In reality, he exploits these sacred spaces to elevate his God-complex, avoid therapy, seduce women, and publicly perform practices for admiration rather than growth.


The spiritual narcissist will invade your space by:

  • Inserting themselves into your healing process

  • Using your trauma history as leverage

  • Mirroring your language

  • Weaponizing your empathy against you

  • Twisting boundaries into “limitations” and “fear”

  • Gaslighting your intuition by labeling it “ego,” “control,” or “wounding.”


Women healing from trauma are especially vulnerable, as their open-heartedness, self-reflection, and willingness to trust the “divine masculine” can make them prime targets for manipulation.


But this isn’t an awakened man; it’s emotional exploitation. He wants you to believe that chemistry is consent and vulnerability is compatibility. 


In reality, it’s the perfect storm for trauma bonding masquerading as soul connection.


When “That’s Him” Was a Warning, Not a Sign

It was January 2023, and I was heading into a medicine ceremony weekend to celebrate my birthday. 


I had an intuitive feeling I’d meet someone, so I wasn’t surprised when I saw him and a voice said, “That’s him.” 


Because we were part of a shared medicine community, I dropped my guard and assumed that all attendees had been vetted, interpreting the message as positive.


Looking back, I now know it was a warning. 


But I didn’t listen. I saw red flags. I felt that something was off. But I ignored it, believing that I was being judgmental, closed-hearted, and avoiding what I came to heal.


What unfolded over the next 18 months was a relationship filled with psychological and emotional abuse, manipulation, and chaos, all wrapped in the language of “sacred union” by a spiritual narcissist.


It was confusing because people loved him. He was magnetic, charming, and fawned over. I assumed that if I was experiencing something different, the issue must be me.


And every time we sat in on the ceremony, I lost a piece of myself because I trusted the medicine more than my discernment.


I was silencing myself to fit into a container that I thought was safe.


Unfortunately, what was happening behind closed doors was that I was stuck in a relationship with a spiritual narcissist who was claiming to be “a protector of the feminine,” but was the exact opposite, and no one knew.


Discernment Is The Medicine

It took months after the breakup to recognize what had happened, months to acknowledge that it wasn’t love and we weren’t soul mates.


When the oxytocin haze dissipated, I created space from the plant medicine community, allowing me to realize who he really was.


That “download” I had at the start? It wasn’t divine confirmation, it was my intuition sounding the alarm.


Now, I understand that discernment is the true medicine


We don’t need more altered states to find ourselves. We need sober eyes, solid hearts, and strong boundaries. 


Because sustainable healing doesn’t come from surrendering your sovereignty, it isn’t about being endlessly open. Healing is about knowing when to close the door. 


It comes from learning to trust yourself.


You’re allowed to trust your gut, even if it makes you look judgmental.
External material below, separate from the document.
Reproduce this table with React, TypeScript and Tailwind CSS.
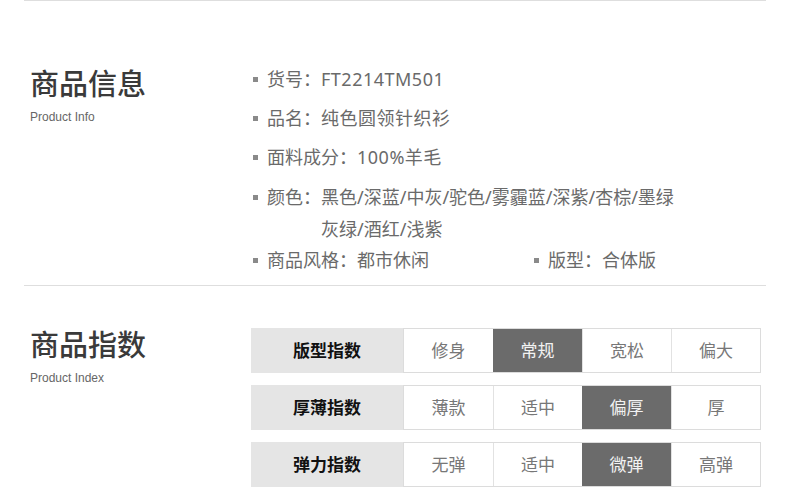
const infoItems = [
  { label: "货号：", value: "FT2214TM501" },
  { label: "品名：", value: "纯色圆领针织衫" },
  { label: "面料成分：", value: "100%羊毛" },
];

const indexRows = [
  { name: "版型指数", options: ["修身", "常规", "宽松", "偏大"], active: 1 },
  { name: "厚薄指数", options: ["薄款", "适中", "偏厚", "厚"], active: 2 },
  { name: "弹力指数", options: ["无弹", "适中", "微弹", "高弹"], active: 2 },
];

function Bullet() {
  return <span className="inline-block w-[5px] h-[5px] bg-[#8a8a8a] mr-[9px] shrink-0"></span>;
}

function SectionTitle({ title, sub }: { title: string; sub: string }) {
  return (
    <div className="w-[251px] shrink-0 pl-[30px]">
      <h2 className="text-[29px] leading-[35px] font-medium text-[#3a3a3a]">{title}</h2>
      <p className="mt-[9px] text-[12px] leading-[14px] text-[#666] font-['Liberation_Sans',sans-serif]">{sub}</p>
    </div>
  );
}

export default function App() {
  return (
    <div className="w-[790px] h-[498px] bg-white overflow-hidden font-['Noto_Sans','Noto_Sans_CJK_SC',sans-serif]">
      <div className="mx-[24px] border-t border-[#dedede]"></div>

      {/* Product info */}
      <section className="flex pt-[59px]">
        <div className="pt-[6px]">
          <SectionTitle title="商品信息" sub="Product Info" />
        </div>

        <div className="flex flex-col text-[18px] text-[#6a6a6a]">
          {infoItems.map((item) => (
            <div key={item.label} className="flex items-center h-[39px] pl-[2px]">
              <Bullet />
              <span>{item.label}</span>
              <span className="tracking-[0.5px]">{item.value}</span>
            </div>
          ))}

          <div className="flex pt-[4px] pl-[2px] leading-[32px]">
            <span className="flex items-center h-[32px]">
              <Bullet />
              <span>颜色：</span>
            </span>
            <span className="w-[360px]">黑色/深蓝/中灰/驼色/雾霾蓝/深紫/杏棕/墨绿 灰绿/酒红/浅紫</span>
          </div>

          <div className="flex items-center h-[30px] pl-[2px]">
            <div className="flex items-center w-[281px]">
              <Bullet />
              <span>商品风格：</span>
              <span>都市休闲</span>
            </div>
            <div className="flex items-center">
              <Bullet />
              <span>版型：</span>
              <span>合体版</span>
            </div>
          </div>
        </div>
      </section>

      <div className="mx-[24px] mt-[10px] border-t border-[#dedede]"></div>

      {/* Product index */}
      <section className="flex pt-[42px]">
        <div className="-mt-[1px]">
          <SectionTitle title="商品指数" sub="Product Index" />
        </div>

        <div className="flex flex-col gap-[12px]">
          {indexRows.map((row) => (
            <div key={row.name} className="flex h-[45px] text-[17px]">
              <div className="w-[152px] bg-[#e5e5e5] flex items-center justify-center font-bold text-[#111]">
                {row.name}
              </div>
              <div className="flex border border-[#dcdcdc]">
                {row.options.map((opt, i) => (
                  <div
                    key={opt + i}
                    className={
                      i === row.active
                        ? "w-[89px] flex items-center justify-center bg-[#6b6b6b] text-[#f2f2f2]"
                        : "w-[89px] flex items-center justify-center bg-white text-[#777] border-l border-[#e2e2e2] first:border-l-0"
                    }
                  >
                    {opt}
                  </div>
                ))}
              </div>
            </div>
          ))}
        </div>
      </section>
    </div>
  );
}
You’re allowed to say no, even in “safe” spaces.

You’re allowed to walk away from “healing containers” that feel off.


Spiritual language can be a smokescreen for manipulation. 

Discernment, not devotion, is what keeps you safe.


Plant Medicine Isn’t The Problem

The problem is what happens when your discernment is dismissed, your boundaries are blurred, and your trauma is used against you by someone performing as a healer, protector, or “twin flame.”


If this story hits home, you are not alone. You were preyed upon in a system that encourages emotional nudity without protection.


But you can rebuild trust with yourself.


You can develop discernment without disconnecting from your heart.

You can be an empowered woman who loves deeply, but wisely.

You can also attract an emotionally available man who doesn’t need plant medicine ceremonies to be spiritual and faithful.


Being an empowered woman means understanding your biology, protecting your energy, and recognizing when “healing” is actually hurting you.


And most importantly, it means knowing: just because it’s spiritual doesn’t mean it’s safe.